■ **What needs to be done**
Reproduce exactly the lines below, from the first through the one containing "w-[2880px] h-[828px] overflow-hidden", and nothing more.

■ **Source material**
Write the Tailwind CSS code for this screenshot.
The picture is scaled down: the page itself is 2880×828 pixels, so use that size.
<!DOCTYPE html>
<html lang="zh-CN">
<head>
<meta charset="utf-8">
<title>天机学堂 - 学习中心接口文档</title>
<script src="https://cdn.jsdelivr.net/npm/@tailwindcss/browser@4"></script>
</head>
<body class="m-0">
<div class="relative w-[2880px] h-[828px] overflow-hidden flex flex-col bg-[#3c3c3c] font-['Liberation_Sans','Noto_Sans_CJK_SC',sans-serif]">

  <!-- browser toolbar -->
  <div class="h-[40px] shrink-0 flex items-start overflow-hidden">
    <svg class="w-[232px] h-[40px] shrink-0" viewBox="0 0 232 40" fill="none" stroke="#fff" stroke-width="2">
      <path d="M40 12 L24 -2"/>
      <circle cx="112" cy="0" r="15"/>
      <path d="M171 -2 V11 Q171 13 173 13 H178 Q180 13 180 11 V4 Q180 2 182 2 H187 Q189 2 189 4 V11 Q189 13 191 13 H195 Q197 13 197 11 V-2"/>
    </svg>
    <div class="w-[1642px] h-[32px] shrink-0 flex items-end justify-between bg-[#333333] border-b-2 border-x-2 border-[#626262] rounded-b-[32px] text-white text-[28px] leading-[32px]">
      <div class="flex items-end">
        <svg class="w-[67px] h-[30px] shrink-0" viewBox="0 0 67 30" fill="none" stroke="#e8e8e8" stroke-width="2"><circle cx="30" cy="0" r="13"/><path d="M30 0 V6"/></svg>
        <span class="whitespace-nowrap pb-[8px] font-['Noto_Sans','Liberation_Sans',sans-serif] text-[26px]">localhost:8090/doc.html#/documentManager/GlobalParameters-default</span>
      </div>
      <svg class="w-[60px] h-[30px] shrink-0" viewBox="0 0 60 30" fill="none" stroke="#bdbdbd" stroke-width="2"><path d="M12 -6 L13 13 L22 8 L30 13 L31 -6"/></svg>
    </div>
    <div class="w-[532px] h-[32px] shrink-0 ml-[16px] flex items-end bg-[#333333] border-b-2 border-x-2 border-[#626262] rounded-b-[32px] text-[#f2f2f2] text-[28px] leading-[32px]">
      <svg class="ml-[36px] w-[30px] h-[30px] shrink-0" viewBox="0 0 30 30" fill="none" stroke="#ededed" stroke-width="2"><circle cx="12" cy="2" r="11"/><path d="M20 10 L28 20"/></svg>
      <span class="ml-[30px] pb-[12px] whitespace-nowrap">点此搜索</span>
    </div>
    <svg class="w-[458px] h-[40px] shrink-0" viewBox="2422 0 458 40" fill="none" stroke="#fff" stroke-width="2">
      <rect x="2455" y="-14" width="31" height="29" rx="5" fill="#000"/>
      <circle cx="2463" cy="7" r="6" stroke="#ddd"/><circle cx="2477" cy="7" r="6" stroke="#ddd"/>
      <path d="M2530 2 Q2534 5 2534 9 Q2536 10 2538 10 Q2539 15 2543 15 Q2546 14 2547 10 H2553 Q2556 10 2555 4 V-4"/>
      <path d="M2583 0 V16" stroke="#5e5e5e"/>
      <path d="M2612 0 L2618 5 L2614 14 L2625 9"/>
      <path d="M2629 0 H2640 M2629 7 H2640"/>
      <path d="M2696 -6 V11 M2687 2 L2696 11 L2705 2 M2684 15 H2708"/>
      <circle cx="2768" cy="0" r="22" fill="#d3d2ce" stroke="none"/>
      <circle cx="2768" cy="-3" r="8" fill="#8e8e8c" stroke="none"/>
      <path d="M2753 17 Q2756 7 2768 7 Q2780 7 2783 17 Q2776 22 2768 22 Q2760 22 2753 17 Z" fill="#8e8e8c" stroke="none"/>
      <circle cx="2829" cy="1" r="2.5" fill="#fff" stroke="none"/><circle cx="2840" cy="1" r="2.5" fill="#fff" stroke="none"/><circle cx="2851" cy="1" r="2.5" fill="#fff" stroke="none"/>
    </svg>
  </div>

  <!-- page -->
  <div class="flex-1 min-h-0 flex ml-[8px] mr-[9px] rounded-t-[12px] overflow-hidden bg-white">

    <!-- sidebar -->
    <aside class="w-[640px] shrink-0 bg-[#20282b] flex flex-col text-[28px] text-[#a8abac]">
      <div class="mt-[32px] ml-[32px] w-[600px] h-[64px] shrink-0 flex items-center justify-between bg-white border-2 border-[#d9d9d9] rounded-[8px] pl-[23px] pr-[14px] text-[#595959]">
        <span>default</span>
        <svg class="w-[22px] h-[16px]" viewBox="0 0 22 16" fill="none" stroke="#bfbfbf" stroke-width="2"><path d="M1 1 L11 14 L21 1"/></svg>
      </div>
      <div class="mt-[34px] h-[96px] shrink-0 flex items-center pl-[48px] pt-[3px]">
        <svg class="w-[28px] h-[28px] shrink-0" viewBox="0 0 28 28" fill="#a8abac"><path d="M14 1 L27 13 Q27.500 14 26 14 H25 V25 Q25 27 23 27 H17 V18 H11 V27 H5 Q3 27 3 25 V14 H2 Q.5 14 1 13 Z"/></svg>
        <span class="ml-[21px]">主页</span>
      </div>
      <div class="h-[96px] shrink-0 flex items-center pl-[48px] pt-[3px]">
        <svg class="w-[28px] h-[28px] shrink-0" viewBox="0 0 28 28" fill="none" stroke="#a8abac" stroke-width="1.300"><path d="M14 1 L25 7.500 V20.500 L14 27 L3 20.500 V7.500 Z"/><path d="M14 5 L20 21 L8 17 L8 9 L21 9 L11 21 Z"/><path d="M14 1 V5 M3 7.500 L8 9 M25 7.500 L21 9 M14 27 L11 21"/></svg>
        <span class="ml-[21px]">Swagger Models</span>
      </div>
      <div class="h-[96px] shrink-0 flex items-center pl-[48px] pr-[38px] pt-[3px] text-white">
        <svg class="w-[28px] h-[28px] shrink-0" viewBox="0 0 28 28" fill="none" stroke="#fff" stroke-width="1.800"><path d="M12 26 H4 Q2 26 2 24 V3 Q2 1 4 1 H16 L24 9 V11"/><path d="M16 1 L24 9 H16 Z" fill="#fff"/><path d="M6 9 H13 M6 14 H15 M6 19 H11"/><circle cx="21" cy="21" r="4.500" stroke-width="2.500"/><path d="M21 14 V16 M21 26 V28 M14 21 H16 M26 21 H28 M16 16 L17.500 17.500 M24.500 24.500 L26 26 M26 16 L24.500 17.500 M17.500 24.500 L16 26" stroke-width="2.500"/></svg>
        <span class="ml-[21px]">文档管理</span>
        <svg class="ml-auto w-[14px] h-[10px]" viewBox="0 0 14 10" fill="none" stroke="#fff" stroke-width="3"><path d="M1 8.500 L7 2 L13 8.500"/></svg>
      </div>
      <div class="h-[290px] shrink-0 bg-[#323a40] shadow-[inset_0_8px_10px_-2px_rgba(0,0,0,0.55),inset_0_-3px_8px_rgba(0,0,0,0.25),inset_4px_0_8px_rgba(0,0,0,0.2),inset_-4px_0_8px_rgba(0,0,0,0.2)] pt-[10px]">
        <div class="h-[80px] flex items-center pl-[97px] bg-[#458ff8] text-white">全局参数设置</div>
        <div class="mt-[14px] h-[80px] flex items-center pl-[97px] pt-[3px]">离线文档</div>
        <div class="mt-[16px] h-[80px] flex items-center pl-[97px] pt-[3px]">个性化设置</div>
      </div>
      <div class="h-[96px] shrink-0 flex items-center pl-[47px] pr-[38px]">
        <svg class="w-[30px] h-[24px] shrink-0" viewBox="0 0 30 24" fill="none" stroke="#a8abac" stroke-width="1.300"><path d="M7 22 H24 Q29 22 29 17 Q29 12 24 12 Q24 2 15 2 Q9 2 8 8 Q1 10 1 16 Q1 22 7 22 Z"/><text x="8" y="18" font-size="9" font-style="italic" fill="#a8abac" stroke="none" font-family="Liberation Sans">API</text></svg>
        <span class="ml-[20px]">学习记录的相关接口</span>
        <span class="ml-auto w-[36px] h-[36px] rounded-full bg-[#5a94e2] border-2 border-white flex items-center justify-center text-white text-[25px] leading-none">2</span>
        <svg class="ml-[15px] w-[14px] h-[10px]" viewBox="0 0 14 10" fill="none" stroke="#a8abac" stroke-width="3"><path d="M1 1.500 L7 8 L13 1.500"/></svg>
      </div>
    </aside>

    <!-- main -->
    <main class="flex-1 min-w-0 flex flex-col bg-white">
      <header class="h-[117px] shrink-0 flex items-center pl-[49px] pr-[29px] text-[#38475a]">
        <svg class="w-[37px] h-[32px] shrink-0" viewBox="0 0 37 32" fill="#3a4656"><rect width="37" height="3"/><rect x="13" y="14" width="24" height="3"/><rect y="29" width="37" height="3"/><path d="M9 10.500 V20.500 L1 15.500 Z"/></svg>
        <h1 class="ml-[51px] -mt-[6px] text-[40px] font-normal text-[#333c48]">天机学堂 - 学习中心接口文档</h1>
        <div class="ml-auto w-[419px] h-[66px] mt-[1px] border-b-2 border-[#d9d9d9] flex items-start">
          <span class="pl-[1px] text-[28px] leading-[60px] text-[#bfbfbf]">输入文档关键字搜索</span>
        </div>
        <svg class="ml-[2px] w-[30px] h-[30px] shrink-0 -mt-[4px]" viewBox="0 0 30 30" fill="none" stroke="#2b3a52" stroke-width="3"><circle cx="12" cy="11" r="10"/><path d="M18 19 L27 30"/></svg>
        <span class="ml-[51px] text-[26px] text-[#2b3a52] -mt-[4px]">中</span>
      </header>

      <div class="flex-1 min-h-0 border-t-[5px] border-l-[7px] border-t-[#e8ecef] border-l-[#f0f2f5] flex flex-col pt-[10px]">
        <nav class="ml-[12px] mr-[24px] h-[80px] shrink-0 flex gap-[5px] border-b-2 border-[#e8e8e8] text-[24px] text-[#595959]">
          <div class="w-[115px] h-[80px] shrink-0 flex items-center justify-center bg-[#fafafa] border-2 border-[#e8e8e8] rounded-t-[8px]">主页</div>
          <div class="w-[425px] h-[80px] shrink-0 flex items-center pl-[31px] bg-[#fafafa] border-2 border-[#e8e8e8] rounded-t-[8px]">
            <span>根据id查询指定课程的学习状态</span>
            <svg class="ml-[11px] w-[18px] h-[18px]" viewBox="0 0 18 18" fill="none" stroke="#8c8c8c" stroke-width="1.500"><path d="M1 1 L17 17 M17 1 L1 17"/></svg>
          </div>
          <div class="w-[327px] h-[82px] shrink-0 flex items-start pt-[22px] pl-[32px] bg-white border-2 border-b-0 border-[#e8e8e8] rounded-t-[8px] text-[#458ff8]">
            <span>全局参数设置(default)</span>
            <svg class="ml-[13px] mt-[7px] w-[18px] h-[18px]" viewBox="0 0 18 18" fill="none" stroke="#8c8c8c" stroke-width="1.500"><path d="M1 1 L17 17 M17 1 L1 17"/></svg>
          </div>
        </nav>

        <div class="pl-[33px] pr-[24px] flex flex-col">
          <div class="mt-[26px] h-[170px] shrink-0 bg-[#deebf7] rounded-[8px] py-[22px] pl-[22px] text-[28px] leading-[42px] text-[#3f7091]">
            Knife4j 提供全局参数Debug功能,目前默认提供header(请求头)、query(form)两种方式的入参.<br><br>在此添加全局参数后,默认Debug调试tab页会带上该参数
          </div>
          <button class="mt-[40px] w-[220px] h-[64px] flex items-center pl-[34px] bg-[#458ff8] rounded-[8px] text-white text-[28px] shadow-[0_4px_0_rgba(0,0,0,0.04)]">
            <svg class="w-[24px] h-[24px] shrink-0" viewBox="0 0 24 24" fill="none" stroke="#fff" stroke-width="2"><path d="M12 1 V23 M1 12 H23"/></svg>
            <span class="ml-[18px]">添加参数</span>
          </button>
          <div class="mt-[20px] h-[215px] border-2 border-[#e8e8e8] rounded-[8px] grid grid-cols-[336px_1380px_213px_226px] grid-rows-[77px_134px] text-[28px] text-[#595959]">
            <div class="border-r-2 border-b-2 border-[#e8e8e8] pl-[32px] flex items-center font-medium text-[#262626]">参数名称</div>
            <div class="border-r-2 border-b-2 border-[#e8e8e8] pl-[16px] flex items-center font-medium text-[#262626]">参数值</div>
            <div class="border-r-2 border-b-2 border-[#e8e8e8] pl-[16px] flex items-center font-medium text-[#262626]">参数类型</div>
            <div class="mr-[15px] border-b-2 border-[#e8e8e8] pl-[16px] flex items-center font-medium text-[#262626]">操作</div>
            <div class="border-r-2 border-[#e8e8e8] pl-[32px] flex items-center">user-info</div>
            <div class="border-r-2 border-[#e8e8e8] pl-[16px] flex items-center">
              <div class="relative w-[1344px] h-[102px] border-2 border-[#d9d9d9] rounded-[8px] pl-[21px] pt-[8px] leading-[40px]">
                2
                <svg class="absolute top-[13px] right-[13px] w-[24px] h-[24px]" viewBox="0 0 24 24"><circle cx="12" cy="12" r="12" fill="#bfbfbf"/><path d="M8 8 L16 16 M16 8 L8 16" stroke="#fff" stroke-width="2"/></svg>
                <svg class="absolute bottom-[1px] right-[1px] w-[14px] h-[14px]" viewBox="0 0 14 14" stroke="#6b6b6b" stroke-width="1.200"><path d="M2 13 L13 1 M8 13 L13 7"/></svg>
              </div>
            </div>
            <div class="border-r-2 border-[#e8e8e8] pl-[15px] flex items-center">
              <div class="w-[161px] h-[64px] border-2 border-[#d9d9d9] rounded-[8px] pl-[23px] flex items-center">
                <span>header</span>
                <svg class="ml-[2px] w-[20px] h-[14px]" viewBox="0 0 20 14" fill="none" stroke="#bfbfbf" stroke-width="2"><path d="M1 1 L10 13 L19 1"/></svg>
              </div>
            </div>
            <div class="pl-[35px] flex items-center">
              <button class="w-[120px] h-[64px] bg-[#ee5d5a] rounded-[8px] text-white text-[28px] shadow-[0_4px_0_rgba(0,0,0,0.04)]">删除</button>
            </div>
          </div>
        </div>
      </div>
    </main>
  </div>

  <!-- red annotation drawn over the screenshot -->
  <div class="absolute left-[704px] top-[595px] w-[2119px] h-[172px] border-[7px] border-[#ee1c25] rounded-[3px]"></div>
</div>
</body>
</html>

■ **Finished exercise**
Write the Tailwind CSS code for this screenshot.
The picture is scaled down: the page itself is 2880×828 pixels, so use that size.
<!DOCTYPE html>
<html lang="zh-CN">
<head>
<meta charset="utf-8">
<title>天机学堂 - 学习中心接口文档</title>
<script src="https://cdn.jsdelivr.net/npm/@tailwindcss/browser@4"></script>
</head>
<body class="m-0">
<div class="relative w-[2880px] h-[828px] overflow-hidden flex flex-col bg-[#3c3c3c] font-['Liberation_Sans','Noto_Sans_CJK_SC',sans-serif]">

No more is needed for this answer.